On the eve of the election, Norihiko Akagi, Mr Abe’s choice to replace Mr Matsuoka, was fleeing reporters pursuing him over allegations that he had massively fiddled his political expenses. “The politics and money scandal plagued us right until the end,” said Hidenao Nakagawa, secretary-general of the LDP, Sunday night.

Second, Mr Abe, 52, has sorely lacked the charisma of his popular predecessor, Junichiro Koizumi, and has failed to convince the public that they should share his political convictions. The youngest prime minister since the war has pushed constitutional revision, patriotic education and breaking free of Japan’s war-related guilt. But polls suggest Japanese people are more concerned about continuing economic problems, especially in poorer rural areas, where five years of economic growth has failed to filter through.

“The Japanese public had absolutely no interest in the themes being promoted by Abe,” said Jiro Yamaguchi, politics professor at Hokkaido university, located in one of Japan’s most economically deprived regions.

The final straw for Mr Abe’s administration was an admission that the government had lost 50m pension records. Although the prime minister was not directly responsible for a problem dating back 10 years, his government’s lacklustre response poured fuel on already flaming passions. The DPJ took credit by bringing the pension shambles to light in the first place.

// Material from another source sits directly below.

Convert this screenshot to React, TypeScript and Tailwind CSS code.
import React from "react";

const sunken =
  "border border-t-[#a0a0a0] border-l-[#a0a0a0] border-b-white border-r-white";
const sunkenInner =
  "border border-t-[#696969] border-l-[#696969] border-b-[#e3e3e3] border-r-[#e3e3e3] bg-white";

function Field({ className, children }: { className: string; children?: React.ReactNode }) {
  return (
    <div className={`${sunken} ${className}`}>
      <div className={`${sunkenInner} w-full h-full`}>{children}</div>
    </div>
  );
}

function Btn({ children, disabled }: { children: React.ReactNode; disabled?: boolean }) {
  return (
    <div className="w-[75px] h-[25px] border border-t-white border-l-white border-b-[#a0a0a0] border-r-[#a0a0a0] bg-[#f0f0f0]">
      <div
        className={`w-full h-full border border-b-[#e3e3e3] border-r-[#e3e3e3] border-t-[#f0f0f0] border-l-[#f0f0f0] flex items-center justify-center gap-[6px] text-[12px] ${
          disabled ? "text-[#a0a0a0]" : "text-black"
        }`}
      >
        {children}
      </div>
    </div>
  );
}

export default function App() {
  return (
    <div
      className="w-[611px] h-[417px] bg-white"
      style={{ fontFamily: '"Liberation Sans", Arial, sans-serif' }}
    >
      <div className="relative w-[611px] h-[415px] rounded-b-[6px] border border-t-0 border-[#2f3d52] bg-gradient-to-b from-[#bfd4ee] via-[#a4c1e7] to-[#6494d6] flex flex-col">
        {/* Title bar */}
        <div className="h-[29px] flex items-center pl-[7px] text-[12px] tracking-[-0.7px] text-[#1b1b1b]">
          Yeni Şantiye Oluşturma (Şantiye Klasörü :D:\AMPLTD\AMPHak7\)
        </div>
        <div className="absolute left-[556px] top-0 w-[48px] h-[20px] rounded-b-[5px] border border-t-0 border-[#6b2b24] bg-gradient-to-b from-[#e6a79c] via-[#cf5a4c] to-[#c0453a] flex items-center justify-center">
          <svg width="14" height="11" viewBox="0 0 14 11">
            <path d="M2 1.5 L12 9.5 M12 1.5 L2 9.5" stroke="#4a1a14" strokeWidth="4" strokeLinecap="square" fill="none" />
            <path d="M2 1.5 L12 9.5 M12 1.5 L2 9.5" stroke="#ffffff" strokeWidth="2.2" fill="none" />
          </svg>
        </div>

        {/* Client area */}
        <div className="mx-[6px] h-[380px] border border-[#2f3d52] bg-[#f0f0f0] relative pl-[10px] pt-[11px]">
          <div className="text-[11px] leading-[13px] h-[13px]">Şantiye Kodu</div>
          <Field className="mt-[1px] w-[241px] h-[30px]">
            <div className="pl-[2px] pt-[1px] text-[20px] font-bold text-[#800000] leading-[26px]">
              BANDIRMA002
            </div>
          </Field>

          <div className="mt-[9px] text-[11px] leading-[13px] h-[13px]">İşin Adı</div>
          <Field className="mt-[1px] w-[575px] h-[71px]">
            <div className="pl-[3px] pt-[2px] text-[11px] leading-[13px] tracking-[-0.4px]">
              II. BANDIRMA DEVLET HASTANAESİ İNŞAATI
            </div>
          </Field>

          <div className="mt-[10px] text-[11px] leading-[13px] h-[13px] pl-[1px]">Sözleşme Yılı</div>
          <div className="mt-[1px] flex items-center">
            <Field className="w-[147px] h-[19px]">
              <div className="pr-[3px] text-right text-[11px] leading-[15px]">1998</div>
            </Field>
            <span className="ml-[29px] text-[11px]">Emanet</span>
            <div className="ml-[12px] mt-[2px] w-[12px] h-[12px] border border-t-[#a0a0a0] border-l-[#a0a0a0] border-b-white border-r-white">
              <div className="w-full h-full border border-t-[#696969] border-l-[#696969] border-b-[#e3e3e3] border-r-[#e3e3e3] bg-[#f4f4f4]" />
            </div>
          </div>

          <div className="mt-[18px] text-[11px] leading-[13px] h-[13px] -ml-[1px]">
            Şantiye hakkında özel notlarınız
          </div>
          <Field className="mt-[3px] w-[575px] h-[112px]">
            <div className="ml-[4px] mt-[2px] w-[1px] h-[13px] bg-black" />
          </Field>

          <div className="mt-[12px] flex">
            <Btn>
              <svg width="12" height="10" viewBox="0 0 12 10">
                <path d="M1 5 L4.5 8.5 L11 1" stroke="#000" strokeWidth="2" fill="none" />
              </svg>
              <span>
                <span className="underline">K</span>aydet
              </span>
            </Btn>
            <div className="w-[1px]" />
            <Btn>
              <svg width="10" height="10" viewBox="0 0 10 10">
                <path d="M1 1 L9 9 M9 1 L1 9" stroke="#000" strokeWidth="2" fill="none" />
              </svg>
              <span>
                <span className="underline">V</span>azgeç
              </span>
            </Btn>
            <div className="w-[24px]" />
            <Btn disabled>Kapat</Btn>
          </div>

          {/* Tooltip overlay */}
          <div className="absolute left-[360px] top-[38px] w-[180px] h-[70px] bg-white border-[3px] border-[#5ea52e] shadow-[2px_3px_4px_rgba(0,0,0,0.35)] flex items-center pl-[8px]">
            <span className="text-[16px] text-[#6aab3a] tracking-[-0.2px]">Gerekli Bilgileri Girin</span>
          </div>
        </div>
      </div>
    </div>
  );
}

Mr Abe was Sunday night insisting that he would not resign, saying he would fulfil his promise to the public to “proceed with reform and create a beautiful country”. Takao Toshikawa, editor of Inside Line, a political newsletter, said pressure might still build for him to quit, particularly if the DPJ-controlled upper house passed a censure motion in September when parliament is expected to reconvene.

Hirotaka Futatsuki, a political commentator, said that many of Mr Abe’s enemies within the LDP, including those who regard him as too nationalistic, might be emboldened to mount a leadership challenge. “They are not going to go down with Abe on a sinking ship,” he said. “They will move aside and watch him drown.”

But several LDP heavyweights, as well as Akihiro Ota, leader of Komeito, the junior collation member, said they backed Mr Abe’s decision to stay on. Even Mr Abe admitted that it would be “very tough” and that he would have to learn to work with the opposition DPJ “where necessary”.

Using the sort of bland language that has infuriated his critics and failed to electrify his natural supporters, he said Sunday night: “I will reflect on what I have to reflect on and, when the results are finally in, I will think how to respond.”